It is the last day of 2017, the eve of a new year. I’ve taken the ornaments off our Christmas tree and laid them out on a black and white wool blanket on the cocktail table. For the first time, I took a picture of the complete collection before individually wrapping and storing them in the attic.
If truth be told, I consider the annual tradition of decorating my Christmas tree an artistic act of creation not unlike painting on a canvas, or weaving words into a story; my own personal masterpiece shared with my family and a few close friends.
I was introduced to the notion of collecting Christmas ornaments by Sally, mother of John, a young man I was dating during my senior year of college in 1970. Sally’s Christmas tree held an exquisite collection of artifacts from her past, and it was she who gave me the handmade ornaments—a basket of holly, a felt drum, a tiny embroidered pillow, and two fragile angels—with which to start my own collection.
Forty-seven Christmases later, I once again hung Sally’s gifts on a field-run Fraser fir, once again sparking memories of that young romance, ripe with promise and later, seared by disappointment.
Over the years my collection of Christmas ornaments and memories has grown. Now it takes me the better part of two days to decorate the tree, slowed down by sacred moments of remembering and my need for perfection.

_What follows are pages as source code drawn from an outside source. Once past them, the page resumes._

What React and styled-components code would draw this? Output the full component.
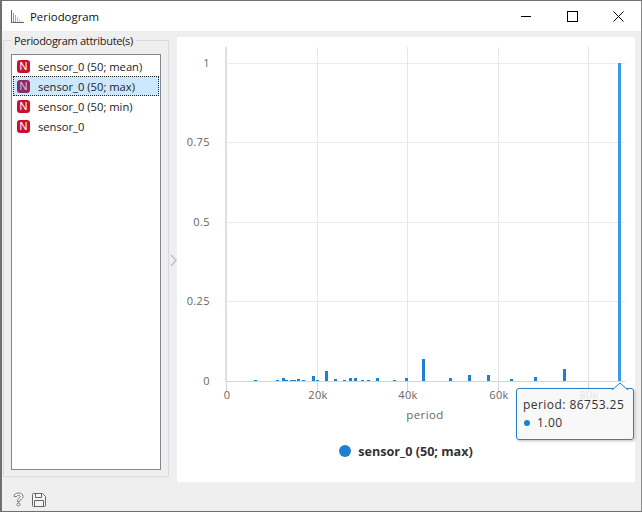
import React from 'react';
import styled, { createGlobalStyle } from 'styled-components';

const GlobalStyle = createGlobalStyle`
  html, body { margin: 0; padding: 0; background: #efefef; }
  body { font-family: "Open Sans", "Noto Sans", sans-serif; font-size: 12px; }
`;

const Window = styled.div`
  box-sizing: border-box;
  width: 642px;
  height: 512px;
  display: flex;
  flex-direction: column;
  background: #efefef;
  border: 1px solid #6f6f6f;
  border-left-width: 2px;
  border-right-color: #8a8a8a;
`;

const TitleBar = styled.div`
  flex: none;
  height: 30px;
  display: flex;
  align-items: center;
  background: #fff;
  padding-left: 9px;
`;

const TitleText = styled.span`
  margin-left: 6px;
  color: #111;
  font-size: 11.4px;
`;

const WindowControls = styled.div`
  margin-left: auto;
  display: flex;
`;

const WindowButton = styled.div`
  width: 46px;
  height: 30px;
  display: flex;
  align-items: center;
  justify-content: center;
`;

const Body = styled.div`
  flex: none;
  height: 451px;
  box-sizing: border-box;
  display: flex;
  padding: 2px 6px 0 1px;
`;

const GroupBox = styled.fieldset`
  box-sizing: border-box;
  flex: none;
  width: 166px;
  height: 444px;
  margin: 0;
  padding: 6px 7px 6px;
  border: 1px solid #dadada;
  border-radius: 1px;
  min-width: 0;
  display: flex;
`;

const GroupTitle = styled.legend`
  padding: 0 3px;
  margin-left: 0;
  color: #222;
  font-size: 11px;
  letter-spacing: -0.3px;
  line-height: 15px;
`;

const List = styled.ul`
  box-sizing: border-box;
  list-style: none;
  width: 150px;
  height: 416px;
  margin: 0;
  padding: 1px;
  background: #fff;
  border: 1px solid #82878f;
`;

const Row = styled.li`
  box-sizing: border-box;
  height: 20px;
  display: flex;
  align-items: center;
  padding-left: 4px;
  color: #222;
  font-size: 11.2px;
  background: ${props => (props.selected ? '#cce8ff' : 'transparent')};
  outline: ${props => (props.selected ? '1px dotted #222' : 'none')};
  outline-offset: -1px;
`;

const Badge = styled.span`
  flex: none;
  width: 13px;
  height: 13px;
  margin-right: 8px;
  border-radius: 3px;
  display: flex;
  align-items: center;
  justify-content: center;
  color: ${props => (props.selected ? '#d9c4d9' : '#fff')};
  background: ${props => (props.selected ? '#8c2a66' : '#c9102f')};
  font-family: "Liberation Sans", sans-serif;
  font-size: 11px;
  line-height: 13px;
`;

const Splitter = styled.div`
  flex: none;
  width: 8px;
  display: flex;
  align-items: center;
  justify-content: center;
  padding-top: 5px;
`;

const PlotPanel = styled.div`
  position: relative;
  flex: 1;
  height: 445px;
  margin-top: 4px;
  display: flex;
  flex-direction: column;
  background: #fff;
`;

const ChartSvg = styled.svg`
  flex: none;
  display: block;
`;

const AxisLabel = styled.text`
  fill: #666;
  font-family: "Open Sans", sans-serif;
  font-size: ${props => props.size || 11}px;
  letter-spacing: 0.4px;
`;

const Legend = styled.div`
  flex: none;
  display: flex;
  align-items: center;
  justify-content: center;
  gap: 7px;
  height: 28px;
  color: #333;
  font-weight: 700;
  font-size: 12.6px;
`;

const LegendDot = styled.span`
  width: 12px;
  height: 12px;
  border-radius: 50%;
  background: #1f7fd0;
`;

const Tooltip = styled.div`
  position: absolute;
  left: 339px;
  top: 351px;
  box-sizing: border-box;
  width: 118px;
  height: 52px;
  padding: 7px 6px;
  background: rgba(247, 247, 247, 0.88);
  border: 1px solid #2b7fc9;
  border-radius: 3px;
  box-shadow: 1px 1px 3px rgba(0, 0, 0, 0.25);
  color: #333;
  font-size: 12px;
  line-height: 18px;
  letter-spacing: 0.45px;
`;

const TooltipArrow = styled.svg`
  position: absolute;
  left: 95px;
  top: -7px;
  display: block;
`;

const TooltipValue = styled.div`
  display: flex;
  align-items: center;
  gap: 7px;
`;

const TooltipDot = styled.span`
  width: 6px;
  height: 6px;
  margin-left: 1px;
  border-radius: 50%;
  background: #1f7fd0;
`;

const Footer = styled.div`
  flex: none;
  box-sizing: border-box;
  height: 29px;
  display: flex;
  align-items: center;
  gap: 8px;
  padding: 6px 0 0 11px;
`;

const xTicks = [
  { x: 49, label: '0' },
  { x: 140, label: '20k' },
  { x: 230, label: '40k' },
  { x: 321, label: '60k' },
  { x: 411, label: '80k' },
];

const yTicks = [
  { y: 26, label: '1' },
  { y: 105, label: '0.75' },
  { y: 185, label: '0.5' },
  { y: 264, label: '0.25' },
  { y: 344, label: '0' },
];

// [left edge in page px, height]
const bars = [
  [254, 1], [276, 1], [282, 3], [285, 1], [290, 1], [293, 1], [297, 2], [302, 1],
  [312, 5], [316, 1], [325, 10], [334, 2], [343, 1], [349, 3], [354, 3], [361, 1],
  [367, 1], [376, 3], [393, 1], [405, 3], [422, 22], [449, 3], [468, 6], [487, 6],
  [510, 2], [534, 4], [563, 12],
];

const variables = [
  { name: 'sensor_0 (50; mean)' },
  { name: 'sensor_0 (50; max)', selected: true },
  { name: 'sensor_0 (50; min)' },
  { name: 'sensor_0' },
];

const Chart = () => (
  <ChartSvg width={458} height={400} shapeRendering="crispEdges">
    {yTicks.slice(0, 4).map(t => (
      <rect key={t.y} x={49} y={t.y} width={399} height={1} fill="#ebebeb" />
    ))}
    {xTicks.slice(1).map(t => (
      <rect key={t.x} x={t.x} y={10} width={1} height={334} fill="#e6e6e6" />
    ))}
    <rect x={48} y={10} width={2} height={334} fill="#dcdfe8" />
    {bars.map(([x, h]) => (
      <rect key={x} x={x - 177} y={344 - h} width={3} height={h} fill="#1f7fd0" />
    ))}
    <rect x={441} y={26} width={3} height={318} fill="#3a9bea" />
    <rect x={49} y={344} width={399} height={1} fill="#ccd6eb" />
    {xTicks.map(t => (
      <rect key={t.x} x={t.x} y={345} width={1} height={9} fill="#ccd6eb" />
    ))}
    <g shapeRendering="auto">
      {yTicks.map(t => (
        <AxisLabel key={t.y} x={33} y={t.y + 4} textAnchor="end">{t.label}</AxisLabel>
      ))}
      {xTicks.map(t => (
        <AxisLabel key={t.x} x={t.x + 1} y={362} textAnchor="middle">{t.label}</AxisLabel>
      ))}
      <AxisLabel x={248} y={382} size={11.5} textAnchor="middle">period</AxisLabel>
    </g>
  </ChartSvg>
);

const AppIcon = () => (
  <svg width="13" height="13" viewBox="0 0 13 13" shapeRendering="crispEdges">
    <path d="M0 0h1v12h12v1H0z" fill="#666" />
    <path d="M2 3h1v9H2z" fill="#999" />
    <path d="M4 5h1v7H4z" fill="#aaa" />
    <path d="M6 7h1v5H6z" fill="#bbb" />
    <path d="M8 9h1v3H8z" fill="#ccc" />
    <path d="M10 10h1v2h-1z" fill="#ddd" />
  </svg>
);

const Minimize = () => (
  <svg width="10" height="10" viewBox="0 0 10 10" shapeRendering="crispEdges">
    <path d="M0 5h10v1H0z" fill="#000" />
  </svg>
);

const Maximize = () => (
  <svg width="11" height="11" viewBox="0 0 11 11" shapeRendering="crispEdges">
    <rect x="0.5" y="0.5" width="10" height="10" fill="none" stroke="#000" />
  </svg>
);

const Close = () => (
  <svg width="11" height="11" viewBox="0 0 11 11">
    <path d="M0.5 0.5l10 10M10.5 0.5l-10 10" stroke="#000" fill="none" />
  </svg>
);

const Chevron = () => (
  <svg width="7" height="13" viewBox="0 0 7 13">
    <path d="M1 1l5 5.5L1 12" fill="none" stroke="#bdbdbd" strokeWidth="1.3" />
  </svg>
);

const HelpIcon = () => (
  <svg width="11" height="15" viewBox="0 0 11 15">
    <path
      d="M1 4.500C1 2.300 3 1 5.500 1S10 2.300 10 4.400c0 1.600-1 2.400-2.200 3.200-.8.500-1.100 1-1.100 1.900H4.400c0-1.600.5-2.400 1.500-3.100.8-.6 1.400-1 1.400-1.800 0-.9-.8-1.400-1.800-1.400-1.100 0-1.800.6-1.900 1.500z"
      fill="#fff"
      stroke="#666"
      strokeWidth="0.9"
    />
    <circle cx="5.500" cy="12.500" r="1.500" fill="#fff" stroke="#666" strokeWidth="0.9" />
  </svg>
);

const SaveIcon = () => (
  <svg width="14" height="14" viewBox="0 0 14 14">
    <path d="M1.500 0.500h9l3 3v9a1 1 0 0 1-1 1h-11a1 1 0 0 1-1-1v-11a1 1 0 0 1 1-1z" fill="#f5f5f5" stroke="#666" />
    <path d="M3.500 0.500v4h6v-4M2.500 13.500v-6h9v6" fill="none" stroke="#666" />
  </svg>
);

export default function App() {
  return (
    <>
      <GlobalStyle />
      <Window>
        <TitleBar>
          <AppIcon />
          <TitleText>Periodogram</TitleText>
          <WindowControls>
            <WindowButton><Minimize /></WindowButton>
            <WindowButton><Maximize /></WindowButton>
            <WindowButton><Close /></WindowButton>
          </WindowControls>
        </TitleBar>
        <Body>
          <GroupBox>
            <GroupTitle>Periodogram attribute(s)</GroupTitle>
            <List>
              {variables.map(v => (
                <Row key={v.name} selected={v.selected}>
                  <Badge selected={v.selected}>N</Badge>
                  {v.name}
                </Row>
              ))}
            </List>
          </GroupBox>
          <Splitter><Chevron /></Splitter>
          <PlotPanel>
            <Chart />
            <Legend>
              <LegendDot />
              sensor_0 (50; max)
            </Legend>
            <Tooltip>
              <TooltipArrow width="16" height="8" viewBox="0 0 16 8">
                <path d="M0 8L8 1l8 7" fill="#f7f7f7" stroke="#2b7fc9" />
              </TooltipArrow>
              period: 86753.25
              <TooltipValue>
                <TooltipDot />
                1.00
              </TooltipValue>
            </Tooltip>
          </PlotPanel>
        </Body>
        <Footer>
          <HelpIcon />
          <SaveIcon />
        </Footer>
      </Window>
    </>
  );
}
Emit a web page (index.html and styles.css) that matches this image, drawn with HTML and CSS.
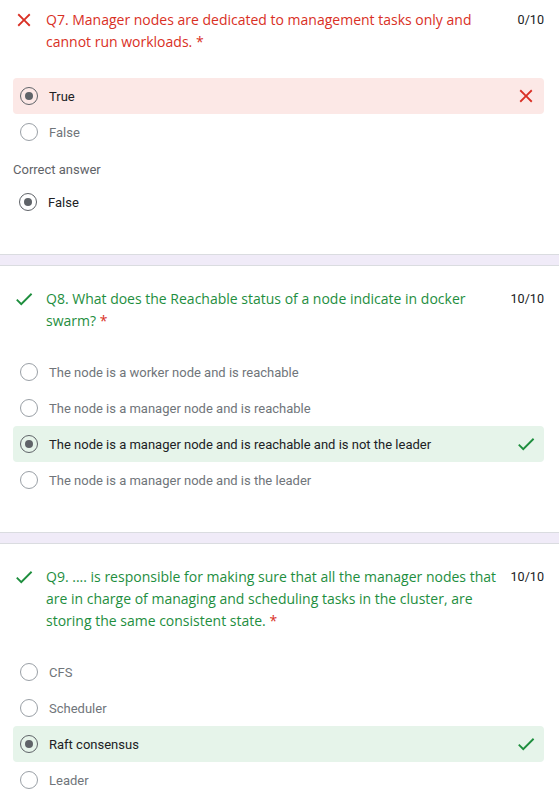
FILE: index.html
```html
<!DOCTYPE html>
<html>
<head>
<meta charset="utf-8">
<link rel="stylesheet" href="styles.css">
</head>
<body>
<div class="card card-first">
  <div class="head">
    <svg class="qicon" viewBox="0 0 24 24"><path fill="#d93025" d="M19 6.41L17.59 5 12 10.59 6.41 5 5 6.41 10.59 12 5 17.59 6.41 19 12 13.41 17.59 19 19 17.59 13.41 12z"/></svg>
    <div class="title wrong">Q7. Manager nodes are dedicated to management tasks only and cannot run workloads. <span class="req">*</span></div>
    <div class="score">0/10</div>
  </div>
  <div class="opts opts-first">
    <div class="opt sel bad"><span class="radio on"></span><span class="label">True</span>
      <svg class="ricon" viewBox="0 0 24 24"><path fill="#d93025" d="M19 6.41L17.59 5 12 10.59 6.41 5 5 6.41 10.59 12 5 17.59 6.41 19 12 13.41 17.59 19 19 17.59 13.41 12z"/></svg></div>
    <div class="opt"><span class="radio"></span><span class="label">False</span></div>
  </div>
  <div class="correct-label">Correct answer</div>
  <div class="opt correct"><span class="radio on"></span><span class="label">False</span></div>
</div>
<div class="sep"></div>
<div class="card">
  <div class="head">
    <svg class="qicon" viewBox="0 0 24 24"><path fill="#1e8e3e" d="M9 16.17L4.83 12l-1.42 1.41L9 19 21 7l-1.41-1.41z"/></svg>
    <div class="title right">Q8. What does the Reachable status of a node indicate in docker swarm? <span class="req">*</span></div>
    <div class="score">10/10</div>
  </div>
  <div class="opts">
    <div class="opt"><span class="radio"></span><span class="label">The node is a worker node and is reachable</span></div>
    <div class="opt"><span class="radio"></span><span class="label">The node is a manager node and is reachable</span></div>
    <div class="opt sel good"><span class="radio on"></span><span class="label">The node is a manager node and is reachable and is not the leader</span>
      <svg class="ricon" viewBox="0 0 24 24"><path fill="#1e8e3e" d="M9 16.17L4.83 12l-1.42 1.41L9 19 21 7l-1.41-1.41z"/></svg></div>
    <div class="opt"><span class="radio"></span><span class="label">The node is a manager node and is the leader</span></div>
  </div>
</div>
<div class="sep"></div>
<div class="card">
  <div class="head">
    <svg class="qicon" viewBox="0 0 24 24"><path fill="#1e8e3e" d="M9 16.17L4.83 12l-1.42 1.41L9 19 21 7l-1.41-1.41z"/></svg>
    <div class="title right">Q9. .... is responsible for making sure that all the manager nodes that are in charge of managing and scheduling tasks in the cluster, are storing the same consistent state. <span class="req">*</span></div>
    <div class="score">10/10</div>
  </div>
  <div class="opts">
    <div class="opt"><span class="radio"></span><span class="label">CFS</span></div>
    <div class="opt"><span class="radio"></span><span class="label">Scheduler</span></div>
    <div class="opt sel good"><span class="radio on"></span><span class="label">Raft consensus</span>
      <svg class="ricon" viewBox="0 0 24 24"><path fill="#1e8e3e" d="M9 16.17L4.83 12l-1.42 1.41L9 19 21 7l-1.41-1.41z"/></svg></div>
    <div class="opt"><span class="radio"></span><span class="label">Leader</span></div>
  </div>
</div>
</body>
</html>
```
FILE: styles.css
```css
* { box-sizing: border-box; }
body {
  margin: 0;
  background: #fff;
  font-family: Roboto, "Liberation Sans", sans-serif;
  width: 559px;
}
.card {
  padding: 22px 15px 34px 13px;
  background: #fff;
}
.card-first { padding-top: 9px; }
.sep {
  height: 12px;
  background: #f0ebf8;
  border-top: 1px solid #dadce0;
  border-bottom: 1px solid #dadce0;
}
.head {
  display: flex;
  align-items: flex-start;
}
.qicon {
  width: 22px;
  height: 22px;
  flex: none;
  margin-right: 11px;
}
.title {
  flex: 1;
  font-family: "Open Sans", Roboto, sans-serif;
  font-size: 14px;
  line-height: 21.6px;
  padding-right: 3px;
}
.title.wrong { color: #d93025; }
.title.right { color: #1e8e3e; }
.req { color: #d93025; }
.score {
  flex: none;
  width: 40px;
  text-align: right;
  font-size: 12.6px;
  line-height: 21.6px;
  color: #202124;
}
.opts {
  margin-top: 23px;
}
.opts-first {
  margin-top: 26px;
}
.opt {
  display: flex;
  align-items: center;
  height: 36px;
  padding-left: 7px;
  border-radius: 4px;
}
.opt.sel.bad { background: #fce8e6; }
.opt.sel.good { background: #e6f4ea; }
.radio {
  flex: none;
  width: 18px;
  height: 18px;
  border: 1.8px solid #9aa0a6;
  border-radius: 50%;
  display: flex;
  align-items: center;
  justify-content: center;
  margin-right: 11px;
}
.radio.on { border-color: #5f6368; }
.radio.on::after {
  content: "";
  width: 8px;
  height: 8px;
  border-radius: 50%;
  background: #5f6368;
}
.label {
  flex: 1;
  font-size: 13px;
  color: #70757a;
}
.opt.sel .label, .opt.correct .label { color: #202124; }
.ricon {
  width: 22px;
  height: 22px;
  flex: none;
  margin-right: 7px;
}
.correct-label {
  margin-top: 12px;
  font-size: 13px;
  line-height: 16px;
  color: #5f6368;
}
.opt.correct {
  margin-top: 6px;
  padding-left: 6px;
}
```
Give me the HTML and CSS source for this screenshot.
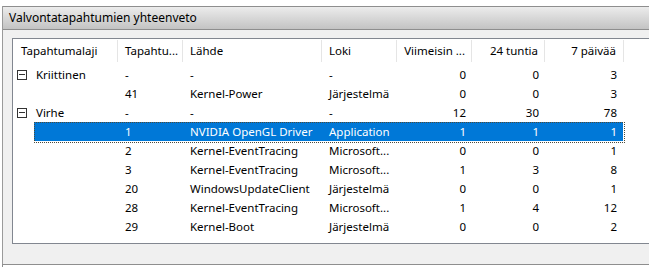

This Christmas, our two-year-old granddaughter Ofelia added a new ornament: a felt fox wearing a tan cardigan with a purple button. She also added a spirit of joy and wonder to the holiday as only a young child with an unfettered imagination can do.
According to Ofelia, “It’s not a party without a balloon.” Soon she was gripping a shiny, bright red floating helium star—a gift from her parents—in her small hand as she wove her way among aunts, uncles, cousins, a giant greyhound, and a dog named Daisy on Christmas Eve.
Now I look at my bare, dying and drying Christmas tree one last time before it will become part of a habitat in a corner of our backyard where two wild rabbits live. I think about the year 2017 with its abundance of joys and sorrows in almost equal measure. No doubt 2018 will be the same.
Joys and sorrows … I have no answers for why life is like this.
Mostly, I guess all that I, or you, or anyone can hope for is to hold each and every moment graced by a bright and shiny red star a little more tightly.
Happy New Year, Dear Readers and Friends!
Beautiful reflection, Eileen. Thank you! Georgia
So happy to know that you read it. Thank YOU!
So happy to know that you read it, Georgia. Thank YOU!